すなわち、21世紀型のガバナンスは世界経済のデカップリング・リスクと背中合わせの関係にあり、それが多角的貿易体制への脅威とならぬよう、われわれは常に注意の目を向け続けなくてはなりません。

討論者プレゼンテーション2

ベアトリス・ウェーダー・ディ・マウロ(経済政策研究センター(CEPR)所長 / 高等国際問題・開発研究所(ジュネーブ)教授)

日本と欧州は米中の覇権争いに中立を保つ必要があります。フランシス・フクヤマの『歴史の終わり』やトーマス・フリード マンの『フラット化する世界』が描いたイデオロギー対立の終息と経済のグローバル化の進展の期待は薄れつつあり、現在、ポピュリズム、パンデミック、貿易戦争、中国の台頭、ウクライナ戦争など複数の危機が発生しています。

CEPRの最新報告書は経済安全保障の重要性を強調し、ショックを国内経済危機、外部ショック(例:COVID-19)、他国による意図的な行動や侵略に分類しています。報告書では、これらの全てに対応する必要があるとしています。また、重大な輸入依存の特定方法を改良し、代替品や輸出依存も考慮することの重要性を指摘しています。

特にEUが中国から急激にデカップリングすると、コスト高に影響が出る可能性がありますが、市場のデカップリングと多様化によりコストは軽減されます。代替品の確保には友好国との関係構築が必要です。EUの政策手段—欧州半導体法、重要原材料法、ネットゼロ産業法—は輸入依存を減少させることを目指していますが、輸出依存の問題についても考慮が必要です。CEPRは依存を徐々に減らす方が突然の変化よりもコストが少ないとしています。結論として、地政学的条件の重要性が再浮上しており、EUは単一市場の強化と共同行動を重視し、保護主義や独占的な動きを避けるべきです。

セッションチェアによるまとめ

サイモン・J・エベネット

まず、民間のグローバル企業が地政学的リスクをどのように切り抜けるか、特定の国に肩入れせずに国際的に中立であり続ける方法があるのかという問題が提起されています。多国籍企業が国籍にとらわれずに活動するのは可能かどうかが問われています。

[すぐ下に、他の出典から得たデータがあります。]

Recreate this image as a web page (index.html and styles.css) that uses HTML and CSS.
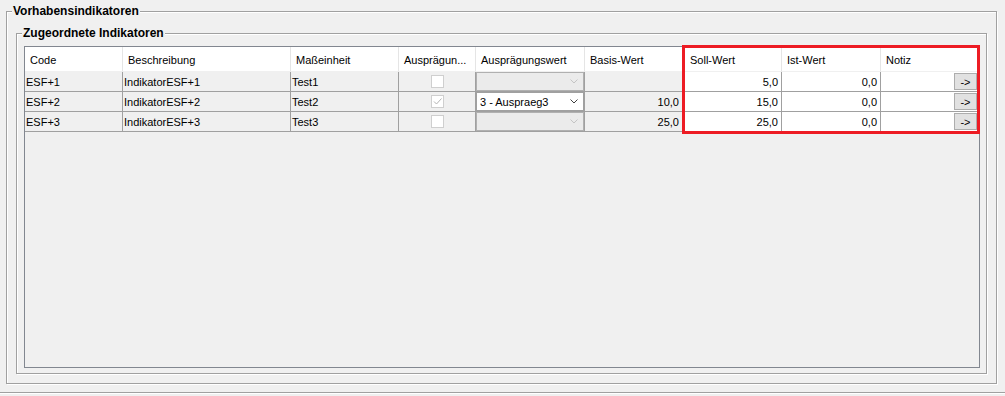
FILE: index.html
```html
<!DOCTYPE html>
<html>
<head>
	<meta charset="UTF-8">
	<title>Vorhabensindikatoren</title>
	<link rel="stylesheet" href="styles.css">
</head>
<body>
	<fieldset class="group outer">
		<legend>Vorhabensindikatoren</legend>
		<fieldset class="group inner">
			<legend>Zugeordnete Indikatoren</legend>
			<div class="grid-box">
				<table class="grid">
					<colgroup>
						<col class="c-code">
						<col class="c-desc">
						<col class="c-unit">
						<col class="c-flag">
						<col class="c-value">
						<col class="c-base">
						<col class="c-target">
						<col class="c-actual">
						<col class="c-note">
					</colgroup>
					<thead>
						<tr>
							<th>Code</th>
							<th>Beschreibung</th>
							<th>Maßeinheit</th>
							<th>Ausprägun...</th>
							<th>Ausprägungswert</th>
							<th>Basis-Wert</th>
							<th>Soll-Wert</th>
							<th>Ist-Wert</th>
							<th class="last">Notiz</th>
						</tr>
					</thead>
					<tbody>
						<tr>
							<td>ESF+1</td>
							<td>IndikatorESF+1</td>
							<td>Test1</td>
							<td class="check"><span class="box"></span></td>
							<td class="combo-cell">
								<div class="combo disabled"><span></span>
									<svg width="8" height="5" viewBox="0 0 8 5"><path d="M0.5 0.5 L4 4 L7.5 0.5" fill="none" stroke="#c4c4c4"/></svg>
								</div>
							</td>
							<td class="num base"></td>
							<td class="num edit">5,0</td>
							<td class="num edit">0,0</td>
							<td class="note last"><button class="more">-&gt;</button></td>
						</tr>
						<tr>
							<td>ESF+2</td>
							<td>IndikatorESF+2</td>
							<td>Test2</td>
							<td class="check">
								<span class="box">
									<svg width="11" height="11" viewBox="0 0 11 11"><path d="M2 5.5 L4.5 8 L9.5 2.5" fill="none" stroke="#b4b4b4"/></svg>
								</span>
							</td>
							<td class="combo-cell">
								<div class="combo"><span>3 - Auspraeg3</span>
									<svg width="8" height="5" viewBox="0 0 8 5"><path d="M0.5 0.5 L4 4 L7.5 0.5" fill="none" stroke="#404040"/></svg>
								</div>
							</td>
							<td class="num base">10,0</td>
							<td class="num edit">15,0</td>
							<td class="num edit">0,0</td>
							<td class="note last"><button class="more">-&gt;</button></td>
						</tr>
						<tr>
							<td>ESF+3</td>
							<td>IndikatorESF+3</td>
							<td>Test3</td>
							<td class="check"><span class="box"></span></td>
							<td class="combo-cell">
								<div class="combo disabled"><span></span>
									<svg width="8" height="5" viewBox="0 0 8 5"><path d="M0.5 0.5 L4 4 L7.5 0.5" fill="none" stroke="#c4c4c4"/></svg>
								</div>
							</td>
							<td class="num base">25,0</td>
							<td class="num edit">25,0</td>
							<td class="num edit">0,0</td>
							<td class="note last"><button class="more">-&gt;</button></td>
						</tr>
					</tbody>
				</table>
				<div class="highlight"></div>
			</div>
		</fieldset>
	</fieldset>
	<div class="separator"></div>
</body>
</html>
```

FILE: styles.css
```css
body {
    margin: 0;
    background: #f0f0f0;
    font-family: "Liberation Sans", Arial, sans-serif;
    font-size: 11px;
    color: #000;
}
.group {
    min-width: 0;
    padding: 0;
    border: 1px solid #a0a0a0;
    box-shadow: inset 1px 1px 0 #fff, 1px 1px 0 #fff;
}
.group > legend {
    margin-left: 5px;
    padding: 0 1px;
    background: #f0f0f0;
    font-size: 12px;
    font-weight: bold;
    line-height: 14px;
}
.outer {
    margin: 4px 8px 0 6px;
}
.inner {
    margin: 8px 9px 9px 9px;
}
.grid-box {
    position: relative;
    height: 322px;
    box-sizing: border-box;
    margin: 6px 6px 5px 7px;
    border: 1px solid #828790;
    background: #f0f0f0;
}
.grid {
    width: 954px;
    table-layout: fixed;
    border-collapse: separate;
    border-spacing: 0;
}
.c-code { width: 98px; }
.c-desc { width: 168px; }
.c-unit { width: 108px; }
.c-flag { width: 77px; }
.c-value { width: 109px; }
.c-base { width: 100px; }
.c-target { width: 97px; }
.c-actual { width: 99px; }
.c-note { width: 98px; }

.grid thead tr { height: 25px; }
.grid tbody tr { height: 20px; }
.grid th {
    padding: 2px 5px 0;
    background: #fff;
    border-right: 1px solid #e5e5e5;
    border-bottom: 1px solid #f0f0f0;
    font-weight: normal;
    text-align: left;
    white-space: nowrap;
    overflow: hidden;
}
.grid td {
    padding: 0 1px;
    border-right: 1px solid #a0a0a0;
    border-bottom: 1px solid #a0a0a0;
    white-space: nowrap;
    overflow: hidden;
}
.grid th.last,
.grid td.last { border-right: none; }
.grid td.num { text-align: right; padding-right: 3px; }
.grid td.base { padding-right: 5px; }
.grid td.edit,
.grid td.note { background: #fff; }

.check { text-align: center; }
.box {
    display: inline-block;
    width: 13px;
    height: 13px;
    box-sizing: border-box;
    border: 1px solid #cfcfcf;
    background: #fff;
    vertical-align: middle;
}
.box svg { display: block; }

.grid td.combo-cell { padding: 0; }
.combo {
    display: flex;
    align-items: center;
    height: 19px;
    box-sizing: border-box;
    padding: 0 5px 0 3px;
    border: 1px solid #a0a0a0;
    background: #fff;
}
.combo span { flex: 1; }
.combo.disabled {
    background: #ebebeb;
    border-color: #b0b0b0;
}

.grid td.note { text-align: right; padding-right: 2px; }
.more {
    width: 23px;
    height: 17px;
    margin: 0;
    padding: 0;
    border: 1px solid #adadad;
    background: #e1e1e1;
    font-family: inherit;
    font-size: 11px;
    color: #000;
    vertical-align: middle;
}

.highlight {
    position: absolute;
    left: 657px;
    top: -2px;
    width: 298px;
    height: 89px;
    box-sizing: border-box;
    border: 3px solid #ed1c24;
}

.separator {
    margin-top: 8px;
    border-top: 1px solid #a0a0a0;
    border-bottom: 1px solid #fff;
}
```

次に、経済安全保障リスクの管理が標準的なリスク管理とどう違うのかが論じられています。特に、悪意ある行為者が貿易フローを武器化する可能性が両者の違いに影響を与えるかが問題です。また、そのような行為を防ぐためのルールに基づくコンセンサスが効果的かどうかも問われています。

セッションでは、複数国間や地域内の解決策が経済安全保障をどのように強化できるかが共通テーマとして議論されました。加えて、イニシアティブの成功をどう測定するか、特にサプライチェーンの拡大と混乱の最小化が成功の尺度として挙げられています。これらの取り組みのリターンと効果を明確にすることが重要です。

総括・閉会挨拶

ベアトリス・ウェーダー・ディ・マウロ

セッションに感謝の意を表します。議論は有意義で、解決策は全てそろっていないものの、重要な課題に焦点を当てています。エベット教授の指摘を受け、経済的威圧、侵略、武器化のリスクを新たな課題として強調します。米国とその将来の姿勢に加えて、同盟関係の不確実性と価値観の共有の問題も懸念事項です。攻撃を抑止するためには強力な手段の用意が不可欠で、それにはコストがかかりますが、攻撃的な防衛手段が不要な世界の実現を願っています。RIETIの温かいおもてなしとシンポジウムの準備にも感謝します。